As EMPs da China operam num espaço jurídico incerto. Embora as Nações Unidas e a União Africana tenham banido o uso de mercenários, as restrições não dizem nada sobre as EMPs. Alguns especialistas, como Sean McFate, do Conselho Atlântico, argumentam que não existe diferença entre os dois grupos.
“’Empresa militar privada’ é um termo de arte que é um código para mercenário,” disse McFate, autor do “The Modern Mercenary” (O Mercenário Moderno), à CNBC.
A Beijing DeWe Security Service tem cerca de 2.000 contratados de segurança, no Quénia, para proteger a Linha Férrea de Bitola Padrão, construída pelos chineses e avaliada em 3,6 bilhões de dólares, que liga Mombaça e Naivasha. A mesma empresa protege os projectos de gás natural, apoiados por chineses, avaliados em 4 bilhões de dólares, partilhados com a Etiópia e o Djibouti. Outras empresas protegem as minas detidas por chineses na África do Sul, os projectos ICR na Somália e corredores de transporte no Golfo da Guiné e no Golfo de Áden.
A lei chinesa proíbe contratados de EMPs de transportarem armas internamente. Fora da China, as EMPs devem cumprir com as leis dos países onde operam. Mas elas, muitas vezes, encontram formas de contornar as restrições. Na África do Sul, onde a regulamentação de EMPs estrangeiras é rigorosa, as empresas chinesas operam através de subsidiárias locais criadas de forma especial. Em países com menos restrições, como Quénia, os contratados trabalham directamente com empresas de segurança locais, fornecendo um rendimento extra, equipamento e inteligência às empresas.
No Sudão e no Sudão do Sul, onde a China investiu pesadamente na produção de petróleo e as restrições sobre as EMPs são mínimas, os contratados chineses estiveram directamente envolvidos em operações militares. Os contratados chineses ajudaram os exércitos daqueles países a resgatarem nacionais chineses de raptos e quando estivessem ameaçados pela instabilidade.
Quando 300 trabalhadores das instalações de extracção de petróleo ficaram encurralados entre facções rivais, no Sudão do Sul, em 2016, os contratados da DeWe foram enviados para recuperá-los. Os soldados da manutenção da paz chineses, que poderiam ter feito o trabalho, permaneceram nos seus quartéis.
Mas a abordagem das EMPs chinesas já teve os seus problemas.
“Os contratados de segurança da China causaram a sua parte de problemas ao contornar as restrições de armamentos,” escreveu Nantulya, numa análise publicada pelo CEEA.

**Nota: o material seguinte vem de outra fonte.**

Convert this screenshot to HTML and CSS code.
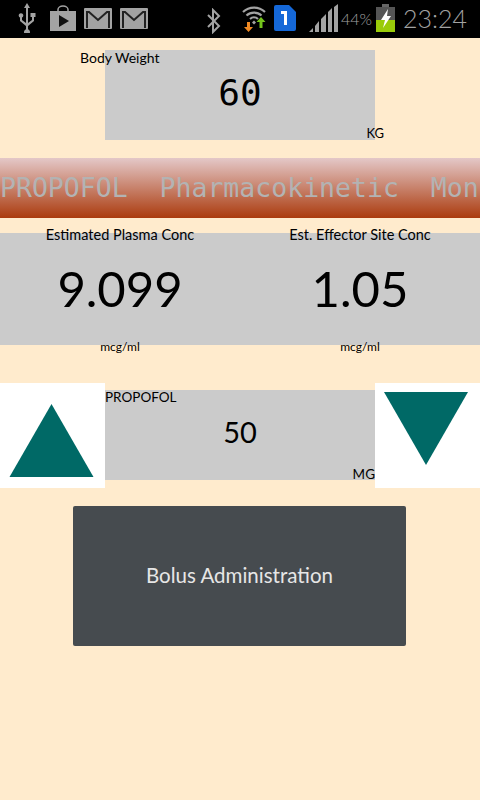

Na Zâmbia, onde as relações com chineses podem ser tensas, as autoridades prenderam cidadãos chineses, em 2018, por ilegalmente formarem forças de segurança locais, em matérias de tácticas militares. Os formandos foram disfarçados de membros da Autoridade de Protecção da Fauna Bravia da Zâmbia para evitar o escrutínio do governo. No Zimbabwe, as autoridades prenderam as forças de segurança chinesas por dispararem contra o filho de um deputado — depois de terem sido ordenados que fossem deportados, mas permaneceram no país de forma ilegal.
Em outros lugares, as autoridades prenderam contratantes chineses por posse de equipamento de grau militar e por possuírem sistemas de interceptação de comunicações.
Neste momento, as EMPs da China continuam centradas na protecção de projectos ICR e investimentos comerciais. Esta é uma abordagem diferente de uma outra grande EMP estrangeira em África, o Grupo Wagner, da Rússia, que se inseriu no conflito armado em países que incluem a República Centro-Africana, a Líbia e Moçambique.
Diferentemente das EMPs chinesas, que seguem os investimentos da China, o Grupo Wagner, muitas vezes, precede as suas empresas de mineração afiliadas que extraem recursos em troca dos serviços do grupo. Para além disso, diferentemente do Grupo Wagner, que recusa qualquer conexão com o governo russo, as EMPs chinesas devem ser parcialmente detidas pelo governo.
Enquanto os golpes e os conflitos internos interrompem a estabilidade política e económica de alguns países africanos, a China pode enviar mais unidades de EMPs para o continente para proteger os seus cidadãos e investimentos — mesmo numa altura em que os grupos da sociedade civil africana pressionam os governos para estabelecer limites rigorosos sobre os operadores de EMPs.
No Quénia e no Zimbabwe, os cidadãos processaram empresas estatais chinesas por causa das suas actividades. Aqueles processos também trouxeram uma luz para as acções das EMPs que garante a segurança das empresas chinesas naqueles países.
“Existe uma suspeita sempre presente das empresas de segurança estrangeiras nas organizações da sociedade civil africanas devido ao envolvimento de mercenários estrangeiros nas guerras civis mortais de África,” escreveu Nantulya. “Consequentemente, embora as empresas de segurança da China sejam menos visíveis do que outros actores externos, elas são vistas a partir de um ponto de vista igualmente negativo.”